Kanada. Setki ciężarówek blokują centrum Ottawy

Artykuł
Protest trwa od dwóch dni
Fot. PAP/EPA/ANDRE PICHETTE

Tysiące ludzi i setki ciężarówek w niedzielę drugi dzień blokowały centrum Ottawy, manifestując sprzeciw wobec restrykcji pandemicznych. Jest to prawdopodobnie jeden z największych protestów w historii Kanady. Początkowo akcja była wymierzony tylko w obowiązkowe szczepienia przeciwko Covid-19 dla kierowców ciężarówek.

Kierowcy tirów z Freedom Convoy 2022 zapewniają, że nie ruszą się ze stolicy, dopóki premier Justin Trudeau nie zniesie zakazów pandemicznych. Premier został wraz z rodziną ewakuowany przez służby specjalne ze stołecznego mieszkania w obawie o jego bezpieczeństwo. Wcześniej nazwał protestujących „małą mniejszością z marginesu”.

Wszystkie drogi dojazdowe do miasta są zablokowane. Na przedmieściach słychać jedynie ogłuszający dźwięk klaksonów. Tłum na placu przed Parlamentem, oceniany przez jego służby ochrony na 10 tys. ludzi, w niedzielę się powiększył.
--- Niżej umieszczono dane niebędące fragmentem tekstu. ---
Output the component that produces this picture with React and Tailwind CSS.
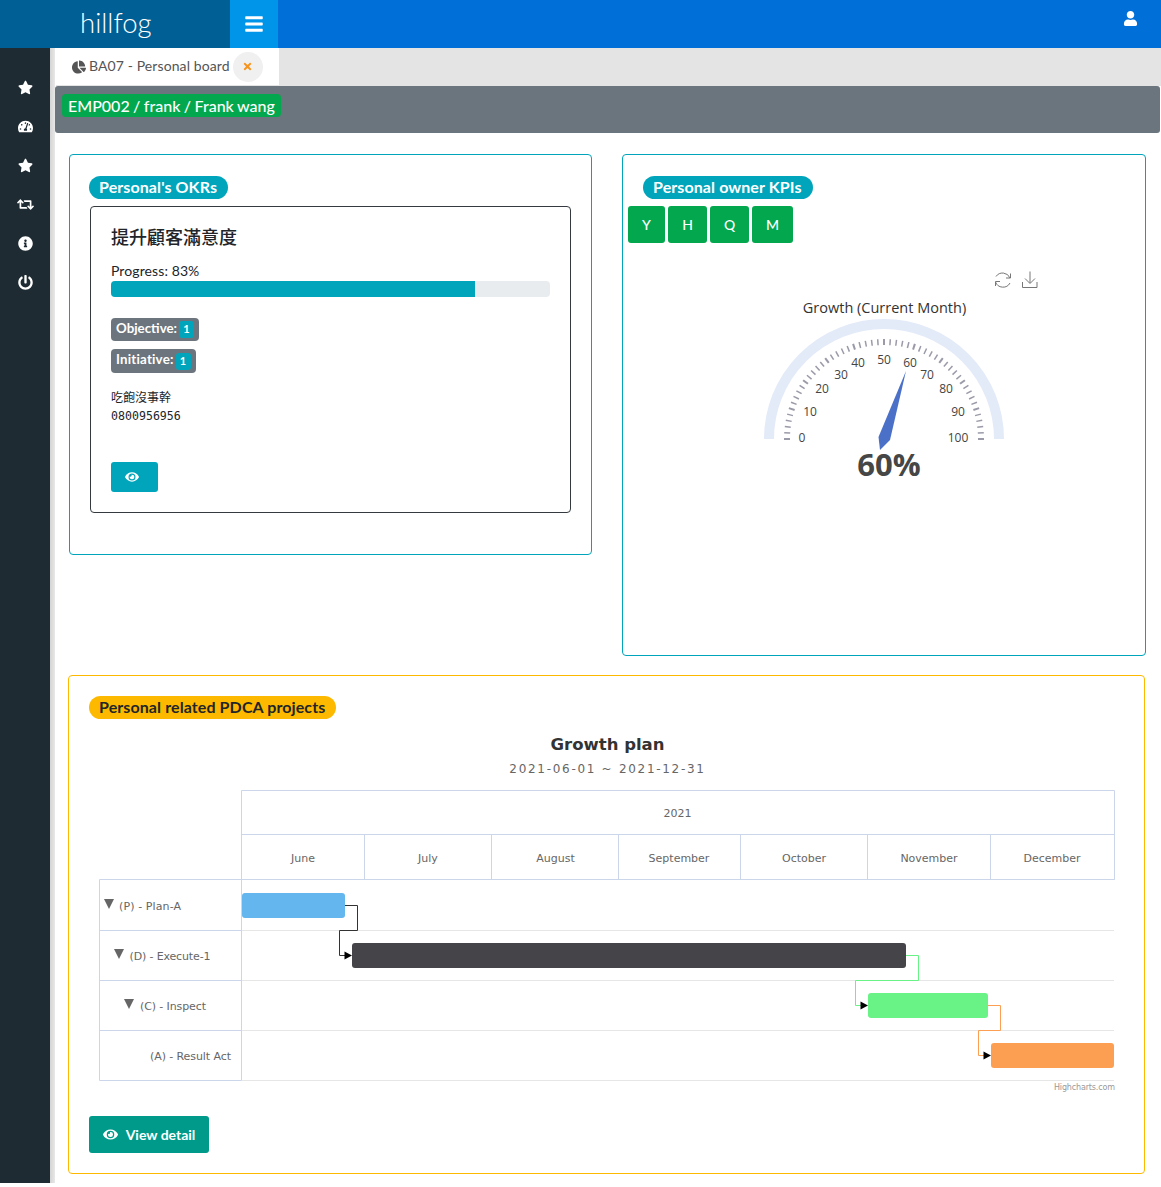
import { FaBars, FaChartPie, FaEye, FaInfoCircle, FaPowerOff, FaRetweet, FaStar, FaTachometerAlt, FaTimes, FaUser } from 'react-icons/fa'

const SIDE_ICONS = [FaStar, FaTachometerAlt, FaStar, FaRetweet, FaInfoCircle, FaPowerOff]

const GAUGE_LABELS = [
  ['0', 802, 437], ['10', 810, 411], ['20', 822, 388], ['30', 841, 374], ['40', 858, 362.5], ['50', 884, 359],
  ['60', 910, 362.5], ['70', 927, 374], ['80', 946, 388], ['90', 958, 411], ['100', 958, 437],
]

const MONTHS = [['June', 303], ['July', 428], ['August', 555.5], ['September', 679], ['October', 804], ['November', 929], ['December', 1052]]
const MONTH_LINES = [364.5, 491.5, 618.5, 740.5, 867.5, 990.5, 1114.5]

const ROWS = [
  { label: '(P) - Plan-A', x: 119, width: 62, y: 910, arrow: 104, arrowY: 899 },
  { label: '(D) - Execute-1', x: 129.5, width: 81, y: 960, arrow: 114, arrowY: 949 },
  { label: '(C) - Inspect', x: 140, width: 66, y: 1010, arrow: 124, arrowY: 999 },
  { label: '(A) - Result Act', x: 150, width: 81, y: 1060 },
]

const BARS = [
  { x: 242, y: 893, w: 103, fill: '#64b6ee' },
  { x: 352, y: 943, w: 554, fill: '#444449' },
  { x: 868, y: 993, w: 120, fill: '#69f285' },
  { x: 991, y: 1043, w: 123, fill: '#fd9f53' },
]

const LINKS = [
  { d: 'M345 905.5H357.5V930.5H339.5V955.5H346', stroke: '#333333', tip: 352, y: 955.5 },
  { d: 'M906 955.5H918.5V980.5H855.5V1005.5H862', stroke: '#69f285', tip: 868, y: 1005.5 },
  { d: 'M988 1005.5H1000.5V1030.5H978.5V1055.5H985', stroke: '#fd9f53', tip: 991, y: 1055.5 },
]

function Pill({ color, children, className = '' }) {
  return (
    <div className={`flex h-[23px] w-fit items-center rounded-full pb-[2px] pl-[10px] pr-[11px] font-['Lato',sans-serif] text-[16px] font-bold tracking-[0.1px] text-white ${color} ${className}`}>
      {children}
    </div>
  )
}

function CountBadge({ label, className }) {
  return (
    <div className={`flex w-fit items-center gap-[2px] rounded-[4px] bg-[#6c757d] px-[5px] text-[13.3px] font-bold text-white ${className}`}>
      <span className="-mt-[2px]">{label}</span>
      <span className="flex h-[17px] w-[15px] items-center justify-center rounded-[3px] bg-[#00a5bb] text-[11px]">1</span>
    </div>
  )
}

function Gauge() {
  const ticks = []
  for (let i = 0; i <= 50; i++) {
    const a = Math.PI - (i / 50) * Math.PI
    const major = i % 5 === 0
    ticks.push(
      <line
        key={i}
        x1={884 + 100 * Math.cos(a)}
        y1={439 - 100 * Math.sin(a)}
        x2={884 + 94 * Math.cos(a)}
        y2={439 - 94 * Math.sin(a)}
        stroke="#9a9aa8"
        strokeWidth={major ? 2 : 1.5}
      />
    )
  }
  return (
    <svg width="510" height="230" viewBox="628 262 510 230" className="block">
      <g fill="none" stroke="#777777" strokeWidth="1">
        <path d="M996 276.5a8 8 0 0 1 14 1.5M1010 283a8 8 0 0 1-14.5-1" />
        <path d="M1010.5 273.5v4.5h-4.5M995.5 286v-4.5h4.5" />
        <path d="M1030 271.5v11.5M1025 278.5l5 5 5-5M1022.5 282v5.5h14.500v-5.500" />
      </g>
      <text x="884.500" y="313" textAnchor="middle" fontFamily="'Open Sans', sans-serif" fontSize="14.500" fill="#333333">Growth (Current Month)</text>
      <path d="M769 439a115 115 0 0 1 230 0" fill="none" stroke="#e3eaf8" strokeWidth="10" />
      {ticks}
      {GAUGE_LABELS.map(([t, x, y]) => (
        <text key={t} x={x} y={y + 4.5} textAnchor="middle" fontFamily="'Open Sans', sans-serif" fontSize="12" fill="#444444">{t}</text>
      ))}
      <polygon points="906,371 878.500,437 880,450 890,440" fill="#4a70c8" />
      <text x="889" y="476" textAnchor="middle" fontFamily="'Open Sans', sans-serif" fontWeight="700" fontSize="31" fill="#464646">60%</text>
    </svg>
  )
}

function GanttChart() {
  const font = "'DejaVu Sans', sans-serif"
  return (
    <svg width="1036" height="370" viewBox="89 730 1036 370" className="block">
      <text x="607.500" y="750" textAnchor="middle" fontFamily={font} fontSize="16.500" fontWeight="700" fill="#333333">Growth plan</text>
      <text x="607.500" y="773" textAnchor="middle" fontFamily={font} fontSize="12" letterSpacing="1.7" fill="#666666">2021-06-01 ~ 2021-12-31</text>

      <g stroke="#e6e6e6">
        {[930.5, 980.5, 1030.5, 1080.5].map((y) => <line key={y} x1="242" x2="1114" y1={y} y2={y} />)}
      </g>
      <g stroke="#ccd6eb" fill="none">
        <path d="M241.500 1080.500V790.500H1114.500V879.500H99.500V1080.500H241.500" />
        <line x1="241.500" x2="1114.500" y1="834.500" y2="834.500" />
        {MONTH_LINES.map((x) => <line key={x} x1={x} x2={x} y1="834.500" y2="879.500" />)}
        {[930.5, 980.5, 1030.5].map((y) => <line key={y} x1="99.500" x2="241.500" y1={y} y2={y} />)}
      </g>

      <text x="677.500" y="817" textAnchor="middle" fontFamily={font} fontSize="11" fill="#666666">2021</text>
      {MONTHS.map(([m, x]) => (
        <text key={m} x={x} y="862" textAnchor="middle" fontFamily={font} fontSize="11" fill="#666666">{m}</text>
      ))}

      {ROWS.map((r) => (
        <g key={r.label}>
          {r.arrow && <polygon points={`${r.arrow},${r.arrowY} ${r.arrow + 10},${r.arrowY} ${r.arrow + 5},${r.arrowY + 10}`} fill="#666666" />}
          <text x={r.x} y={r.y} textLength={r.width} fontFamily={font} fontSize="11" fill="#666666">{r.label}</text>
        </g>
      ))}

      {LINKS.map((l) => (
        <g key={l.d}>
          <path d={l.d} fill="none" stroke={l.stroke} />
          <polygon points={`${l.tip - 7.5},${l.y - 4} ${l.tip},${l.y} ${l.tip - 7.5},${l.y + 4}`} fill="#000000" />
        </g>
      ))}
      {BARS.map((b) => (
        <rect key={b.x} x={b.x} y={b.y} width={b.w} height="25" rx="3" fill={b.fill} />
      ))}

      <text x="1115" y="1090" textAnchor="end" fontFamily={font} fontSize="8" textLength="61" fill="#999999">Highcharts.com</text>
    </svg>
  )
}

export default function App() {
  return (
    <div className="flex h-[1183px] flex-col bg-white font-['Lato',sans-serif] text-[#212529]">
      <header className="flex h-12 shrink-0 bg-[#006fd8] text-white">
        <div className="flex w-[230px] items-center bg-[#005f95] pb-[2px] pl-[80px] text-[27.5px] font-light">hillfog</div>
        <button type="button" className="flex w-12 items-center justify-center bg-[#0095e8]">
          <FaBars size={20} />
        </button>
        <div className="flex flex-1 items-start justify-end pr-[23px] pt-[11px]">
          <FaUser size={15} />
        </div>
      </header>

      <div className="flex min-h-0 flex-1">
        <aside className="flex w-[50px] shrink-0 flex-col items-center bg-[#1e2b33] pt-5 text-white">
          {SIDE_ICONS.map((Icon, i) => (
            <div key={i} className="flex h-[39px] items-center justify-center">
              <Icon size={i === 3 ? 17 : 15} />
            </div>
          ))}
        </aside>
        <div className="w-[5px] shrink-0 bg-gradient-to-r from-[#d4d4d4] to-[#e8e8e8]" />

        <main className="min-w-0 flex-1">
          <div className="ml-px flex h-[38px] bg-[#e4e4e4]">
            <div className="flex h-[37px] w-[223px] items-center bg-white pl-4 text-[14px] tracking-[0.1px] text-[#555555]">
              <FaChartPie size={14} className="mr-[3px] text-[#555555]" />
              <span className="-mt-[2px]">BA07 - Personal board</span>
              <span className="ml-[3px] flex h-[30px] w-[30px] items-center justify-center rounded-full bg-[#f0f0f0]">
                <FaTimes size={11} className="text-[#f7941d]" />
              </span>
            </div>
          </div>

          <div className="mr-px h-[47px] rounded-[3px] bg-[#6a757d] pl-[7px] pt-2">
            <div className="flex h-[23px] w-fit items-center rounded-[4px] bg-[#03a84e] px-[6px] text-[16px] font-medium text-white [word-spacing:-0.6px]">
              EMP002 / frank / Frank wang
            </div>
          </div>

          <div className="pl-[14px] pt-[21px]">
            <div className="grid grid-cols-[523px_524px] items-start gap-x-[30px]">
              <section className="h-[401px] rounded-[4px] border border-[#00a5bb] px-5 pt-[21px]">
                <Pill color="bg-[#00a5bb]" className="-ml-px">Personal's OKRs</Pill>
                <div className="mt-[7px] h-[307px] w-[481px] rounded-[4px] border border-[#343a40] px-5 pt-4">
                  <h3 className="font-['Noto_Sans_CJK_TC',sans-serif] text-[18px] font-medium leading-[26px]">提升顧客滿意度</h3>
                  <p className="mt-[13px] text-[14px] leading-[18px] tracking-[0.1px]">Progress: 83%</p>
                  <div className="mt-px h-4 w-[439px] overflow-hidden rounded-[4px] bg-[#e9ecef]">
                    <div className="h-full w-[83%] bg-[#00a5bb]" />
                  </div>
                  <div className="mt-[21px] flex flex-col gap-2">
                    <CountBadge label="Objective:" className="h-[23px]" />
                    <CountBadge label="Initiative:" className="h-[24px] tracking-[0.2px]" />
                  </div>
                  <p className="mt-[15px] font-['Noto_Sans_CJK_TC',sans-serif] text-[12px] leading-[18px]">吃飽沒事幹</p>
                  <p className="mt-px font-['DejaVu_Sans_Mono',monospace] text-[11.6px] leading-[18px]">0800956956</p>
                  <button type="button" className="mt-[37px] flex h-[30px] w-[47px] items-center justify-center rounded-[3px] bg-[#00a5bb] pr-[6px] text-white">
                    <FaEye size={14} />
                  </button>
                </div>
              </section>

              <section className="h-[502px] rounded-[4px] border border-[#00a5bb] pl-[5px] pt-[21px]">
                <Pill color="bg-[#00a5bb]" className="ml-[15px]">Personal owner KPIs</Pill>
                <div className="mt-[7px] flex gap-[3px] text-[14px] font-medium text-white">
                  <button type="button" className="h-[37px] w-[37px] rounded-[3px] bg-[#03a84e]">Y</button>
                  <button type="button" className="h-[37px] w-[39px] rounded-[3px] bg-[#03a84e]">H</button>
                  <button type="button" className="h-[37px] w-[39px] rounded-[3px] bg-[#03a84e]">Q</button>
                  <button type="button" className="h-[37px] w-[41px] rounded-[3px] bg-[#03a84e]">M</button>
                </div>
                <div className="mt-[19px]">
                  <Gauge />
                </div>
              </section>
            </div>

            <section className="-ml-px mt-[19px] h-[499px] w-[1077px] rounded-[4px] border border-[#fdb900] pl-5 pt-[20px]">
              <Pill color="bg-[#fdb900]" className="!text-[#212529]">Personal related PDCA projects</Pill>
              <div className="mt-[11px]">
                <GanttChart />
              </div>
              <button type="button" className="mt-4 flex h-[37px] w-[120px] items-center justify-center gap-2 rounded-[3px] bg-[#009a8a] text-[14px] font-bold text-white">
                <FaEye size={15} />
                View detail
              </button>
            </section>
          </div>
        </main>
      </div>
    </div>
  )
}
Żeby dostać się na plac przed Parliament Hill, gdzie znajduje się kancelaria premiera, trzeba przeciskać się pieszo między nieprzerwanym strumieniem tirów, pickup-ów, furgonetek, kamperów i zwykłych samochodów. Demonstranci z flagami i wolnościowymi hasłami maszerują w górę i dół Wellington Street, ulicy która biegnie przed Parliament Hill i Kancelarią Premiera.

Protestujący twierdzą, że decyzje premiera doprowadziły do bankructwa ich rodzin i są pogwałceniem Karty Praw i Wolności Człowieka. Do protestu kierowców tirów przyłączyli się farmerzy i Indianie.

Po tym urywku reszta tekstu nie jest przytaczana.